Job -
A single number is the answer here: how many lines of the entries contain "this"?

Input rows -
********
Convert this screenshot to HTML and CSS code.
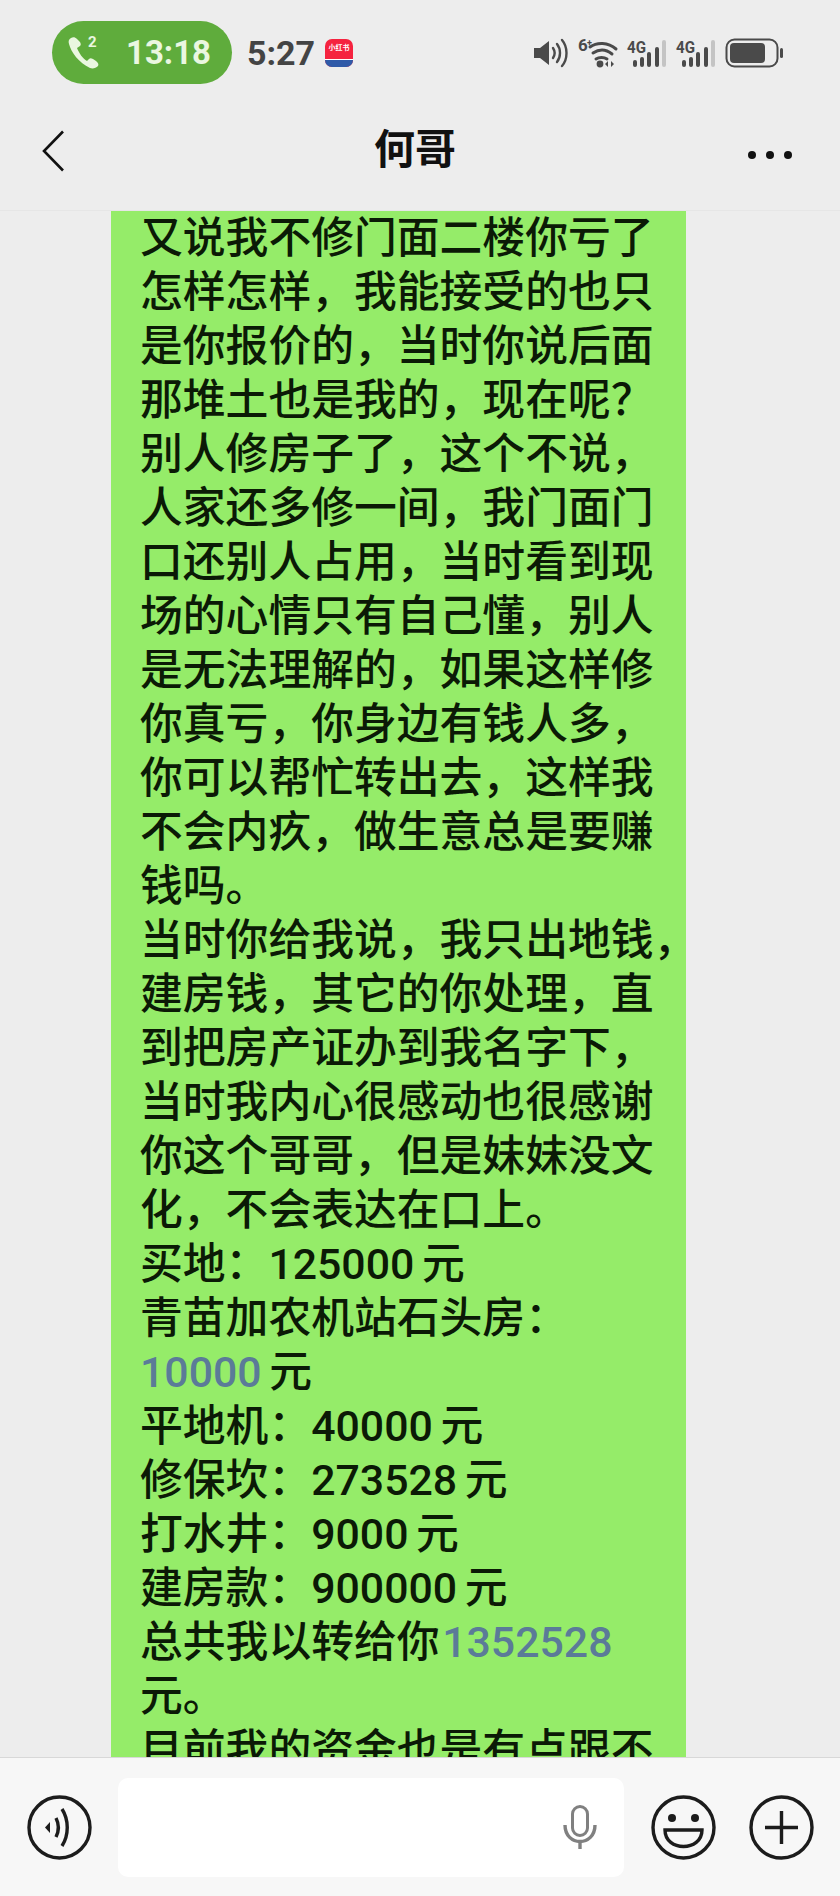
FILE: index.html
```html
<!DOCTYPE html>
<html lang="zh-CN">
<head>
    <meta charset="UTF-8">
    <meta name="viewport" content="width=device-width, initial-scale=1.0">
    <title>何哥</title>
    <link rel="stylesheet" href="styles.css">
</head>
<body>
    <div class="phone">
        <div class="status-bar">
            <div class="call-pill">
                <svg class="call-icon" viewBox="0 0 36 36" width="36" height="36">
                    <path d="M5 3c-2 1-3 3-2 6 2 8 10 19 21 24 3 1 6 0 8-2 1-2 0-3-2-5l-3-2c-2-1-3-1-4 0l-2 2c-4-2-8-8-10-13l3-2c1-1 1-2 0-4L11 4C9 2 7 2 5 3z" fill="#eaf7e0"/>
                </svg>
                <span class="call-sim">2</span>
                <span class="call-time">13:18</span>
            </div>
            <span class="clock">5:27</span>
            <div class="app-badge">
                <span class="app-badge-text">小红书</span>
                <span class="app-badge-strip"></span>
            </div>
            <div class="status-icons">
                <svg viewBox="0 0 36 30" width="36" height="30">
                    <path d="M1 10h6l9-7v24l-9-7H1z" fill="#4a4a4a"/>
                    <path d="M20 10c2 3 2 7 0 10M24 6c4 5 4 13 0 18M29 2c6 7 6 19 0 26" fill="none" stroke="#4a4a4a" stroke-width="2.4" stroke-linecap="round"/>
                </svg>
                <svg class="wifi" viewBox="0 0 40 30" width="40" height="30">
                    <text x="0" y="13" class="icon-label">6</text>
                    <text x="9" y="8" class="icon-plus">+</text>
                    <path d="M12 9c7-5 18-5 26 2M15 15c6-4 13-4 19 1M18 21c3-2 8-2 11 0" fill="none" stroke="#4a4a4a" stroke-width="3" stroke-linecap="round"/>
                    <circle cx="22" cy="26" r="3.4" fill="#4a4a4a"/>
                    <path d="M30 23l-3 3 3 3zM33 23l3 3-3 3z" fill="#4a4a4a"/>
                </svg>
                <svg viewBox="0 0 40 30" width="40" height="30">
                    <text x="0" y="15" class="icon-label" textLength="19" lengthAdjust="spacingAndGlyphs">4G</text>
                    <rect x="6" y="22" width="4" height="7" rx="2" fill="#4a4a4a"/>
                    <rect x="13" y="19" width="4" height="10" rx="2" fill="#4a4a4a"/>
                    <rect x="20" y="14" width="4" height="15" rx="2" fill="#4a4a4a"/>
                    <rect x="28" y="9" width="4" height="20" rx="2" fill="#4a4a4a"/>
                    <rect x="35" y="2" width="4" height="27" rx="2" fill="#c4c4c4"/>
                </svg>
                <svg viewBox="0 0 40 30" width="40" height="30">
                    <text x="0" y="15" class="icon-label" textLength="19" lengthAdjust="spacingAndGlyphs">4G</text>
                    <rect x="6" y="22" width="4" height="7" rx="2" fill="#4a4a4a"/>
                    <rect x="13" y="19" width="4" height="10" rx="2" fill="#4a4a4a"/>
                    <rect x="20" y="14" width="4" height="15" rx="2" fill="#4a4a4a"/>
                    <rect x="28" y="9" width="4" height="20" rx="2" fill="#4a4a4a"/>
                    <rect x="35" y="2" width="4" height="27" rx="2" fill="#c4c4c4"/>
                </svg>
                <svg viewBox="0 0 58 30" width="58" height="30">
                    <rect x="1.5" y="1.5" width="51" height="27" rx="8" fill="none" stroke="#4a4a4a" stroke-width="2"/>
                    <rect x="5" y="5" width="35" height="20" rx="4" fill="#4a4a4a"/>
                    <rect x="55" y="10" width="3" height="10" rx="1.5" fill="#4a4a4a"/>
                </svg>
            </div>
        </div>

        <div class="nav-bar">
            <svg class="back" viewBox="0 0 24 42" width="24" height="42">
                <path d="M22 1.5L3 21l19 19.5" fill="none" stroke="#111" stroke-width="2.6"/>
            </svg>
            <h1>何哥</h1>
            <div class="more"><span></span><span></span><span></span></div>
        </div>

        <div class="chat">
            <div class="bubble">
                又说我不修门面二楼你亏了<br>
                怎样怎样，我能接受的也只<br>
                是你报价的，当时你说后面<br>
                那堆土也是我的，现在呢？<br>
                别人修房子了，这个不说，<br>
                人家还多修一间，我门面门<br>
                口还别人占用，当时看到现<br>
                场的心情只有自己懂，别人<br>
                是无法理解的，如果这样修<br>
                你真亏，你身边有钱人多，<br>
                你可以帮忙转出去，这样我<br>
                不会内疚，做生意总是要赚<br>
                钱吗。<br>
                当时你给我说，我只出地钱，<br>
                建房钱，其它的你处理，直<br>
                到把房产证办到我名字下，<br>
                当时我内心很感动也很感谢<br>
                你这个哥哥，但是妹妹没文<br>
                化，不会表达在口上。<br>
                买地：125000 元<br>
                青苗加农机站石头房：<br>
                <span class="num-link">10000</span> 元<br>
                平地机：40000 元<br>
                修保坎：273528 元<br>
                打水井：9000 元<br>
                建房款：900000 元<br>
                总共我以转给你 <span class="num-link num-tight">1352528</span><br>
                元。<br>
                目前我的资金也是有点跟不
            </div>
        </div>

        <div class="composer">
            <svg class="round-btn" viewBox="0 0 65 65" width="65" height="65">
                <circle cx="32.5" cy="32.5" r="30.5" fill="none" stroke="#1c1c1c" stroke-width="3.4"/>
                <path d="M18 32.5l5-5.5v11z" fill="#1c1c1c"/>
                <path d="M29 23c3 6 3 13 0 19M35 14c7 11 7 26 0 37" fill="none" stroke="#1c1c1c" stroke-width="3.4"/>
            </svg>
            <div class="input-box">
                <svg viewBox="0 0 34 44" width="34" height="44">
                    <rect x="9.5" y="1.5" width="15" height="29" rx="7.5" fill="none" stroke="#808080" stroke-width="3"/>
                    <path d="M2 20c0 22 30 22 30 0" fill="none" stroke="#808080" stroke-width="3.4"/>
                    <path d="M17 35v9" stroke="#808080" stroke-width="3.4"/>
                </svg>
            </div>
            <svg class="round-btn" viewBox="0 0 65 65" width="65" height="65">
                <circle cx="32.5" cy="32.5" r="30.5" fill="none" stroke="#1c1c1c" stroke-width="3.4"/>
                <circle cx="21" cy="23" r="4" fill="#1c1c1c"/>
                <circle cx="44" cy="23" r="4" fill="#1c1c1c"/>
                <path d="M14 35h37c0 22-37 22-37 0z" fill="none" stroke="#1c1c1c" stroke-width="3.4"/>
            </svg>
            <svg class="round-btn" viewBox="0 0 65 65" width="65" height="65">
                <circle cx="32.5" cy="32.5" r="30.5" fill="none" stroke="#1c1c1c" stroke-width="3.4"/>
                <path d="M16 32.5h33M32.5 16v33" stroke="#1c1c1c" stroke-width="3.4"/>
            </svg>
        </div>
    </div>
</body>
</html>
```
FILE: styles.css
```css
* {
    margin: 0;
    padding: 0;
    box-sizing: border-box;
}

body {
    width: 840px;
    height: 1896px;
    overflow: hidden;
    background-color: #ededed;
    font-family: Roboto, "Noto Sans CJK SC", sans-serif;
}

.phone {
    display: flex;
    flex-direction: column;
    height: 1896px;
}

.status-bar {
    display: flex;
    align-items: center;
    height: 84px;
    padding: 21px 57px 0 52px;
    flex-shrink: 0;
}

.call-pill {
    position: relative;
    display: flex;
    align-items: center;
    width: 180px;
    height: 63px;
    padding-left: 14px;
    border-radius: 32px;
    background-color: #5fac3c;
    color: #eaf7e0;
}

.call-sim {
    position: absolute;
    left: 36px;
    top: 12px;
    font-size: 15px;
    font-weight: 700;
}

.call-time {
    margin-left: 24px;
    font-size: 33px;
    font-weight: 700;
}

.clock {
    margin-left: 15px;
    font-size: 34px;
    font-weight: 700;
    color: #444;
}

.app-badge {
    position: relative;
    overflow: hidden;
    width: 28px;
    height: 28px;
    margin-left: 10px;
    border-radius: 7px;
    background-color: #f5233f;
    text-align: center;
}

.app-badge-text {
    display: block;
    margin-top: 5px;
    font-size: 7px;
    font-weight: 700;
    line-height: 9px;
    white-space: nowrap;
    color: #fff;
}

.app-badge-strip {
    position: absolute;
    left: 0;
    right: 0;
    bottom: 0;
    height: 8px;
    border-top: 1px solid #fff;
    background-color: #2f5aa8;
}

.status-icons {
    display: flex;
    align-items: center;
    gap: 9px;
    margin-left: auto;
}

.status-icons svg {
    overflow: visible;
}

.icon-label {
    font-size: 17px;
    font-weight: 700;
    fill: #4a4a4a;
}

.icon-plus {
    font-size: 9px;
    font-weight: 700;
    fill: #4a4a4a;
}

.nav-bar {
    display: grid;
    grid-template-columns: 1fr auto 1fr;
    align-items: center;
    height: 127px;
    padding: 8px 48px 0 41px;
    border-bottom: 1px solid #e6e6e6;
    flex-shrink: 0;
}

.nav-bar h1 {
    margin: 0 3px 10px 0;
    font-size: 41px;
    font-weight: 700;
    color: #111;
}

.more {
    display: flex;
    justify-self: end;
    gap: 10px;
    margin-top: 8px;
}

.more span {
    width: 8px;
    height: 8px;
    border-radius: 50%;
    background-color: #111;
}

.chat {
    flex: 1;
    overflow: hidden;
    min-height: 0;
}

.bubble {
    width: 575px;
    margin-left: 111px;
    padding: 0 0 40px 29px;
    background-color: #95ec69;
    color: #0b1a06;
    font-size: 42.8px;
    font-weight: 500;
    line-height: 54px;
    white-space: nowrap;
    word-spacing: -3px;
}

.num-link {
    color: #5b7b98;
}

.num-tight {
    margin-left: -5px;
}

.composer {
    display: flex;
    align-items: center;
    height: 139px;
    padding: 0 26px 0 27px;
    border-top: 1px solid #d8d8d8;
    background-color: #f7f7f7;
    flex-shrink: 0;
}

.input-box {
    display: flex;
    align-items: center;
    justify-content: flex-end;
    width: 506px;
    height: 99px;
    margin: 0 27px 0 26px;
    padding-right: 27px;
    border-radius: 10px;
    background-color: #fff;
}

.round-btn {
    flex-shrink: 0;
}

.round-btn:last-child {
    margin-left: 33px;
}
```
********
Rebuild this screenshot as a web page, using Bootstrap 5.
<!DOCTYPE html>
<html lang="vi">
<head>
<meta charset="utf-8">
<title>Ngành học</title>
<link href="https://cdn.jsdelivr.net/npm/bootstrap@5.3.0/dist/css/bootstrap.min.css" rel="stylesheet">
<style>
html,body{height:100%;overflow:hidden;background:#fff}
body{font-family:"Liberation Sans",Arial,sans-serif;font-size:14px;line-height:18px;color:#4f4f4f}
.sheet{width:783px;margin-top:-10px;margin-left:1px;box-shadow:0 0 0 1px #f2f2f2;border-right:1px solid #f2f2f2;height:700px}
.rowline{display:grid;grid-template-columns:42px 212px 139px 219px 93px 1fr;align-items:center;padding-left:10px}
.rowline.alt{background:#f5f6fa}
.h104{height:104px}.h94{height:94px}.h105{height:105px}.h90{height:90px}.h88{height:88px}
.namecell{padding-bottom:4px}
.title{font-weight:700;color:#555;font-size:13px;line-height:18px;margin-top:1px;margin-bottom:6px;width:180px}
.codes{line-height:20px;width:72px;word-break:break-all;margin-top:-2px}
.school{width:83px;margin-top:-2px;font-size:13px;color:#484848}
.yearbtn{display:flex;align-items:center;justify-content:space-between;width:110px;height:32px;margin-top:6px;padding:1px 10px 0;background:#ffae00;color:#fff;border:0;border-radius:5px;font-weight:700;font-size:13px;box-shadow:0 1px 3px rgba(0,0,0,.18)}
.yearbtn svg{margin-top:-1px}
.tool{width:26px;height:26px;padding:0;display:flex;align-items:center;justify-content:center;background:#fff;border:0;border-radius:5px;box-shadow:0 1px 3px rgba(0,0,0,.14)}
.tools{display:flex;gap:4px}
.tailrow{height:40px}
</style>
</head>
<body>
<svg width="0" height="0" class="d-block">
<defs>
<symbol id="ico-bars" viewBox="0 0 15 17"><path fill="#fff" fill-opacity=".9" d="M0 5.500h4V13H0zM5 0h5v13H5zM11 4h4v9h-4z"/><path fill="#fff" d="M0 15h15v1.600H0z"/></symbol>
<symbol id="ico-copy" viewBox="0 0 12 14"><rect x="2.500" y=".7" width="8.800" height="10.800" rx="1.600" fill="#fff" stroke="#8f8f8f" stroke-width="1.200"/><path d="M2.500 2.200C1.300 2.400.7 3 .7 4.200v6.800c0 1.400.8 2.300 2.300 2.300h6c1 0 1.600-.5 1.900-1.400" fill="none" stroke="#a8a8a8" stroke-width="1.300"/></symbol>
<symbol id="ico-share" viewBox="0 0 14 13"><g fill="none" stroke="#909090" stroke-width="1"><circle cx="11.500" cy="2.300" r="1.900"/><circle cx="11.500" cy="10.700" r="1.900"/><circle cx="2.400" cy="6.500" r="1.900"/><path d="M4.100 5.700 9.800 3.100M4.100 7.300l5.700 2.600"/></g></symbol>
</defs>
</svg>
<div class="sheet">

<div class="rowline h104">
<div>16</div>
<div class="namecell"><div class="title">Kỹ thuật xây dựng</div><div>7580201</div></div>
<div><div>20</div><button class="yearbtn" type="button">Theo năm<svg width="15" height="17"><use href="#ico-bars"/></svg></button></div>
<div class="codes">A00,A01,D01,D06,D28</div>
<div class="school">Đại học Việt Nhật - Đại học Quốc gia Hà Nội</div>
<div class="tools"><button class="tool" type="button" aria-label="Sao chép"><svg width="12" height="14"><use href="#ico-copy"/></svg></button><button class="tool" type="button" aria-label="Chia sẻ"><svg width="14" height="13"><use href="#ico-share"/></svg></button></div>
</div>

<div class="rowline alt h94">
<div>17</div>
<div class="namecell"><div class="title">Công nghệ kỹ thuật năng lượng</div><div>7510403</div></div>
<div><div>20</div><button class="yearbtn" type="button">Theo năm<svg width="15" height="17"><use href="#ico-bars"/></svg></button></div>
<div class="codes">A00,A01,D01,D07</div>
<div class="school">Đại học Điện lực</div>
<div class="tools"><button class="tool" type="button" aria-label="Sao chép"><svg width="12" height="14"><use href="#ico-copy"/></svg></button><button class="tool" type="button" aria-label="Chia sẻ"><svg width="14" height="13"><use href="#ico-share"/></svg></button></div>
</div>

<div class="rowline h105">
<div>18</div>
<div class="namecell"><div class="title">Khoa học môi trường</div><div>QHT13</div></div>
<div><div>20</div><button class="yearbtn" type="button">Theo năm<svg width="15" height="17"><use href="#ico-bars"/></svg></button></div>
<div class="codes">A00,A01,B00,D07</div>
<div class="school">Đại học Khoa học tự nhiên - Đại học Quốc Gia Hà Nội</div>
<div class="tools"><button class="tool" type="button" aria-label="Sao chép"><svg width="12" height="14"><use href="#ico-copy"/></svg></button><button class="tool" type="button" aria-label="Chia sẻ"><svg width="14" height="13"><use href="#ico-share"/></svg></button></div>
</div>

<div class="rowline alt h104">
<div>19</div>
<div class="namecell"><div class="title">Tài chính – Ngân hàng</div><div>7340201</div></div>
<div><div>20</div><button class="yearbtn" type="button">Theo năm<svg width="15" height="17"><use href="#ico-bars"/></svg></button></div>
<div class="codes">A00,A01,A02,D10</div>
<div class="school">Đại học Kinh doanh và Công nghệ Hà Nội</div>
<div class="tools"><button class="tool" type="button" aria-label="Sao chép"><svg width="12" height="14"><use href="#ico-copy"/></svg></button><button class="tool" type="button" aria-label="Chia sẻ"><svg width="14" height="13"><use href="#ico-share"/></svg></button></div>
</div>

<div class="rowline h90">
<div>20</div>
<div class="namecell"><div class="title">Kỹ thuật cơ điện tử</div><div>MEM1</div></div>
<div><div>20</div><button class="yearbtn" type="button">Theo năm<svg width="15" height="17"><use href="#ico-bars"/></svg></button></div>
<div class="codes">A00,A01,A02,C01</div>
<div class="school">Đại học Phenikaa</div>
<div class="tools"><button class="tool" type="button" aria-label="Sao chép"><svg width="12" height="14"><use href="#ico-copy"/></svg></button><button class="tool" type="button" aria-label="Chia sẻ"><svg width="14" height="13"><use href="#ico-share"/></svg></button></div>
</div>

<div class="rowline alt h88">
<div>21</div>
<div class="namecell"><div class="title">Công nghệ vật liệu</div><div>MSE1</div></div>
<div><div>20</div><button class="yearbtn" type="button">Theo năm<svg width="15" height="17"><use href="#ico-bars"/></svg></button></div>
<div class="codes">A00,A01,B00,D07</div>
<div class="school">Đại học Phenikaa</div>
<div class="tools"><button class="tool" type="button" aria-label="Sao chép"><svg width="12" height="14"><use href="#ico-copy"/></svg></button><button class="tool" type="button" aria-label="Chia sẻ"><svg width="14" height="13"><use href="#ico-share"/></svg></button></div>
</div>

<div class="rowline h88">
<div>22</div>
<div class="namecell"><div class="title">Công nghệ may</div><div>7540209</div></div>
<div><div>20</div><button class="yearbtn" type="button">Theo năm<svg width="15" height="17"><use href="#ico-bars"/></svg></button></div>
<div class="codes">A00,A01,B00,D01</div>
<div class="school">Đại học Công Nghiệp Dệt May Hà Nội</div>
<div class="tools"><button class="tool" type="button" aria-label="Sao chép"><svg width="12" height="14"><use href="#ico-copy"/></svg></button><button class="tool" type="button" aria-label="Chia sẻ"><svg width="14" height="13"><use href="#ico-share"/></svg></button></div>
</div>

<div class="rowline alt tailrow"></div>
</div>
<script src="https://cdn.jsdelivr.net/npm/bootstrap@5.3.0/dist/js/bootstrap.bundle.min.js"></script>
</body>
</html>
********
Full solution -
2